Minimum value of $p^2+q$

Question

Let $p$ and $q$ be real numbers such that $p^2+q>q^2+p$. Then the minimum value of $p^2+q$ is what?

My argument is as follows:

Since $p,q$ are real numbers, it should not matter if we take $p$ as $x$ and $q$ as $y$. \begin{align*} p^2+q &> q^2+p \\ x^2-y^2 &> x-y \\ (x-y)(x+y-1)&>0\end{align*} So, we have to maximize $x^2+y$ subject to the conditions that: $$x-y>0,\quad x+y-1>0$$ or $$x-y<0,\quad x+y-1<0$$ From the graph of thse, it's clear that the minimum value occurs at $(1/2,1/2)$ in region $1$ (labeled on the graph). So, $p^2+q = (1/2)^2+(1/2) = 3/4$.

However this is not the correct answer. Can anyone suggest where I'm making a mistake?

Answer 1

Given $p\in \mathbb{R}$, we find the set of $q\in\mathbb{R}$ that satisfy $p^2+q>q^2-p$. Rewrite the inequality:

$$q^2-q-(p^2+p)<0$$

The roots of $q^2-q-(p^2+p)=0$ are

$$q=\frac{1\pm\sqrt{1+4\left(p^2+p\right)}}{2}$$

Notice that $4p^2+4p+1={(2p+1)}^2$, and hence the roots are $p$ and $p+1$. Thus, $q \in (p,p+1)$.

For any fixed $p$, the task of minimizing $p^2+q$ therefore reduces to minimizing $q\in(p,p+1)$. We see the infimum is $p^2+p$, but there is no actual minimum.

Finally, letting $p$ (and thus $q$) vary throughout $\mathbb{R}$, the minimum of $p^2+p$ can be easily found to be $p=-\frac12$. Any methods for min-maxing a quadratic equation will do.

Answer 2

It appears that you made an error early on in your proof. You got (x-y)(x+y-1)>0 when you should've gotten x+y-1>0, as the x-y terms cancel each other out.

Answer 3

I'll solve the following problem.

Let $p^2+q\geq q^2+p$. Find a minimal value of $p^2+q$.

Indeed, $p^2+q+\frac{1}{4}=\frac{1}{2}\left(\left(p+\frac{1}{2}\right)^2+\left(q+\frac{1}{2}\right)^2\right)+\frac{1}{2}(p^2+q-q^2-p)\geq0$.

The equality occurs for $p=q=-\frac{1}{2}$.

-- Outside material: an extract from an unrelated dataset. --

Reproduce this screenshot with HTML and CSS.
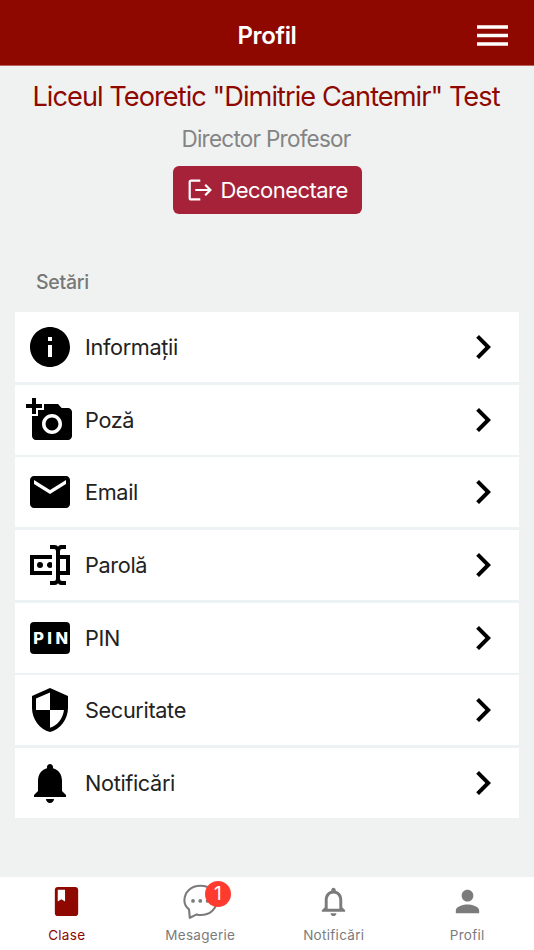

Id est, the answer is $-\frac{1}{4}$.

Answer 4

Solving the problem with the following condition $p^2+q>=q^2+p$, since minimum won't exist for open set. Fist of all its clear that minimum won't lie in the region 1. Second the gradient of $x^2+y$ is $(2x,1)$ which will never vanish, which means that the minimum can not lie inside the region because you can always decrease y to get a better solution. So minimum can only lie on the boundaries, now it won't lie on $x+y=1$, as you can improve the solution by taking corresponding point on $x=y$(by corresponding I mean reflection through $y=1/2)$. So It can only lie on $x=y$, so what we have to do is find minimum of $x^2+x$, which will occur at $x=-1/2$. So the answer is -1/4

Answer 5

From what is given; $p^2+q \ge \frac{1}{2}(p^2+q+q^2+p) \ge \frac{-1}{4}$

The last step obviously can easily be explained using quadratic formula, AM-GM etc. or whatever you like.